학술논문

"Dasrecht & Gott sind immer beim=Stärksten, & der - Stärkste hat immer=Recht" : representations of law and justice in the work of Reinhard Jirgl
Document Type
Electronic Thesis or Dissertation
Author
Source
Subject
833
Language
English
Abstract
The dissertation analyses the themes of Law, justice and injustice in the work Reinhard Jirgl. Jirgl, who was born in 1953 in the GDR, has published many works of prose and essays since 1990. With the exception of one novel all novels examined in this thesis are set within the context of events in recent German history. Jirgl's representations of injustice and violence are thus closely related to or associated with, concrete historical events. The evaluation of the textual material is methodologically grounded in relevant philosophical ideas of justice, some from antiquity and others which originate from more contemporary thinkers, such as Agamben or Derrida.

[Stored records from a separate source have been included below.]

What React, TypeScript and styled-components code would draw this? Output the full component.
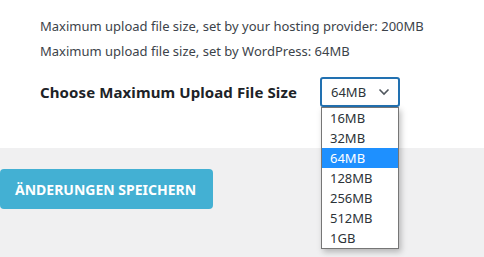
import React from 'react'
import styled, { createGlobalStyle } from 'styled-components'

const GlobalStyle = createGlobalStyle`
  html, body {
    margin: 0;
    padding: 0;
    background: #f0f0f1;
    font-family: 'Noto Sans', 'Open Sans', sans-serif;
  }
`

const Panel = styled.div`
  background: #fff;
  height: 148px;
  padding: 16px 0 0 40px;
  box-sizing: border-box;
`

const Note = styled.p`
  margin: 0 0 5px;
  font-size: 13px;
  line-height: 20px;
  color: #3c434a;
`

const Row = styled.div`
  display: grid;
  grid-template-columns: 280px auto;
  align-items: center;
  margin-top: 16px;
`

const Label = styled.div`
  font-size: 15px;
  font-weight: 700;
  letter-spacing: 0.1px;
  color: #1d2327;
`

const SelectWrap = styled.div`
  position: relative;
  width: 80px;
`

const SelectBox = styled.div`
  width: 80px;
  height: 30px;
  box-sizing: border-box;
  border: 2px solid #2271b1;
  border-radius: 3px;
  display: flex;
  align-items: center;
  justify-content: space-between;
  padding: 0 8px 0 9px;
  font-size: 13px;
  color: #2c3338;
`

const OptionList = styled.ul`
  position: absolute;
  left: 1px;
  top: 30px;
  width: 78px;
  margin: 0;
  padding: 0;
  list-style: none;
  box-sizing: border-box;
  background: #fff;
  border: 1px solid #767676;
  box-shadow: 2px 3px 6px rgba(0, 0, 0, 0.25);
`

const Option = styled.li<{ $active?: boolean }>`
  height: 20px;
  line-height: 20px;
  padding-left: 8px;
  font-size: 13px;
  color: ${(p) => (p.$active ? '#fff' : '#2c3338')};
  background: ${(p) => (p.$active ? '#1e90ff' : 'transparent')};
`

const Footer = styled.div`
  height: 109px;
  padding-top: 21px;
  box-sizing: border-box;
`

const SaveButton = styled.button`
  width: 213px;
  height: 40px;
  border: 0;
  border-radius: 4px;
  background: #43b0d3;
  color: #fff;
  font-family: inherit;
  font-size: 14px;
  font-weight: 700;
  text-align: left;
  padding: 0 0 0 15px;
`

const sizes = ['16MB', '32MB', '64MB', '128MB', '256MB', '512MB', '1GB']

export default function App() {
  return (
    <>
      <GlobalStyle />
      <Panel>
        <Note>Maximum upload file size, set by your hosting provider: 200MB</Note>
        <Note>Maximum upload file size, set by WordPress: 64MB</Note>
        <Row>
          <Label>Choose Maximum Upload File Size</Label>
          <SelectWrap>
            <SelectBox>
              <span>64MB</span>
              <svg width="12" height="8" viewBox="0 0 12 8">
                <path d="M1.5 1.5 L6 6 L10.5 1.5" fill="none" stroke="#50575e" strokeWidth="1.6" />
              </svg>
            </SelectBox>
            <OptionList>
              {sizes.map((s) => (
                <Option key={s} $active={s === '64MB'}>
                  {s}
                </Option>
              ))}
            </OptionList>
          </SelectWrap>
        </Row>
      </Panel>
      <Footer>
        <SaveButton>ÄNDERUNGEN SPEICHERN</SaveButton>
      </Footer>
    </>
  )
}
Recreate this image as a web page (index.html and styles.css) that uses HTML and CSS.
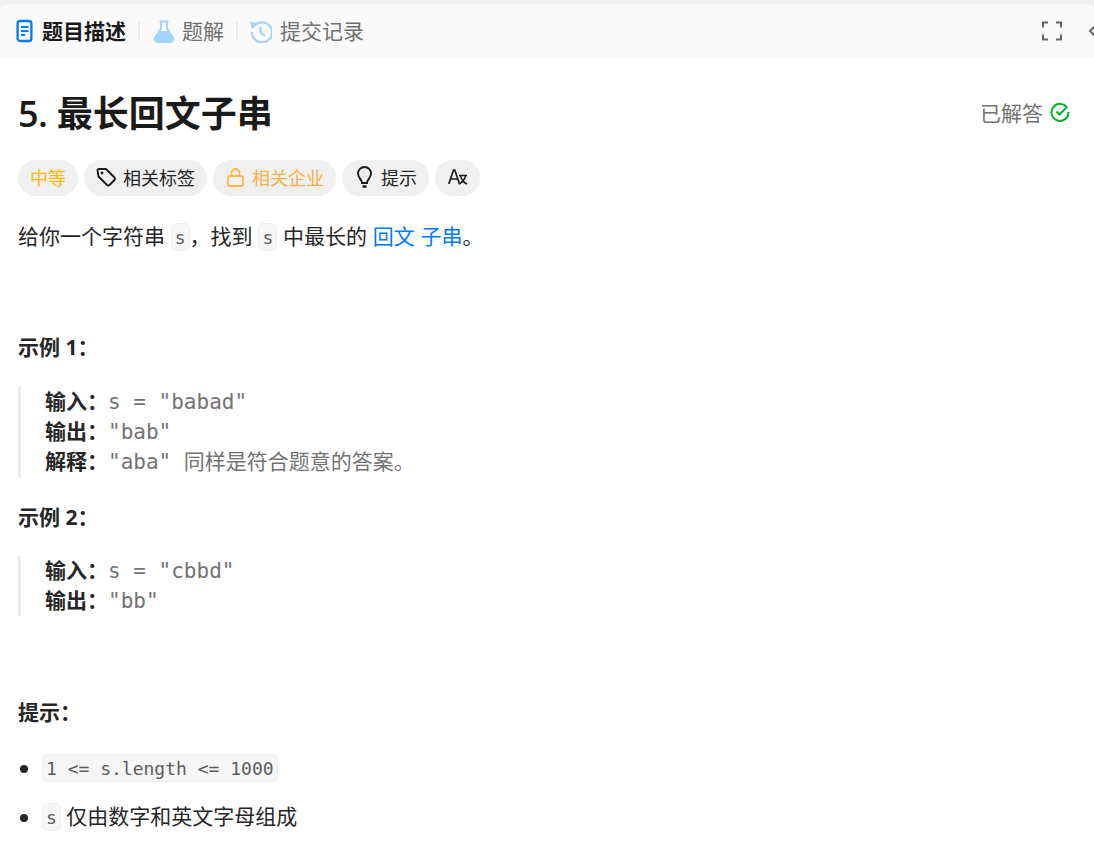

At the height of the Greek civilization, two main traditions of justice develop in parallel: the first, which Alasdair Macintyre calls 'justice of effectiveness', is marked by the belief that 'the strong would do without justice altogether if they could', whilst the second, which he calls 'justice of excellence' values justice as a key virtue which serves the common good of the polis. The two traditions can be traced in theory and praxis up to the present. The textual analysis shows that most of Jirgl's examples of social practices are adequately described by the philosophical tradition which Macintyre calls 'justice of effectiveness'. The dissertation considers how far Jirgl's work presents an understanding of justice based on the inevitability of 'might is right' and, consequently, whether social practice is marked by an unbridgeable gap between human aspirations and an unchanging modus operandi. It explores whether Jirgl's texts offer glimpses of hope that transcend the prevailing cultural and historical pessimism that runs through them.